When the motorbikes paused to negotiate a rain-worn crack in the road, she thought about jumping off and hiding in the jungle, but found she couldn’t move.

The practice of “bride theft” is widespread among the Hmong population in Southeast Asia. In Vietnam, there have been frequent recent reports of Hmong girls who are kidnapped and trafficked across the border into southern China, and evidence has emerged of similar behaviors within the Hmong diaspora in America too.


Nong Khiaw, Chom Xing village. Yami, 12 years old, with her husband Sak and his family in the rice field working.

Yet experts in Hmong culture say marital consent is becoming increasingly important within the Lao-branch of the ethnic group – even going so far as to claim that “the practice of bride capture does not always go against the bride’s wishes, and that often times this is a form of pretense that the couple would act out.”

Human rights activist and secretary for the Congress of World Hmong People, Gymbay Moua, agrees, arguing that in today’s society, the majority of girls kidnapped in Laos are already familiar with their abductors. “I don’t want to use the word ‘kidnap’,” he says. “I’d rather describe it as a forced marriage, because the girl knows what is happening to her.
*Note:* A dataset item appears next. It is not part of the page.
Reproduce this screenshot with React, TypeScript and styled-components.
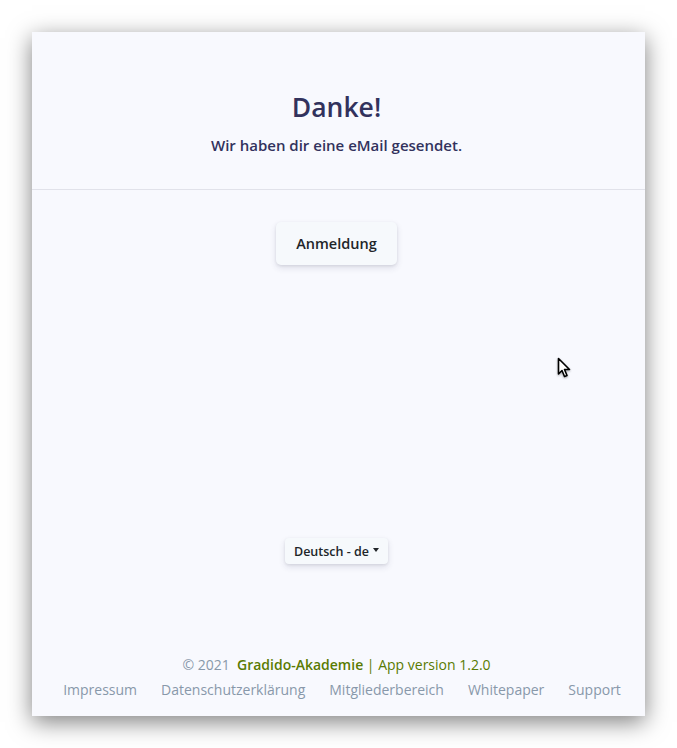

She has the opportunity to say no.”

He suggests looking it up on YouTube, where videos of the girls’ reactions “tell the people around that they are being forced to marry – but on the inside, they know that it is okay.” The first film that comes up, from 2014, shows a visibly distressed teenage girl being forcibly dragged down a street as she screams herself hoarse. The video has accrued nearly 47,000 views.

Growing up in Phu Tid Pheng, Yami had heard stories about girls who were taken by men “by surprise,” but she was too busy working her way through her school’s small library, or playing with her homemade wooden spinning top to take them seriously. As her captors neared their destination, she imagined her mum realizing she was gone.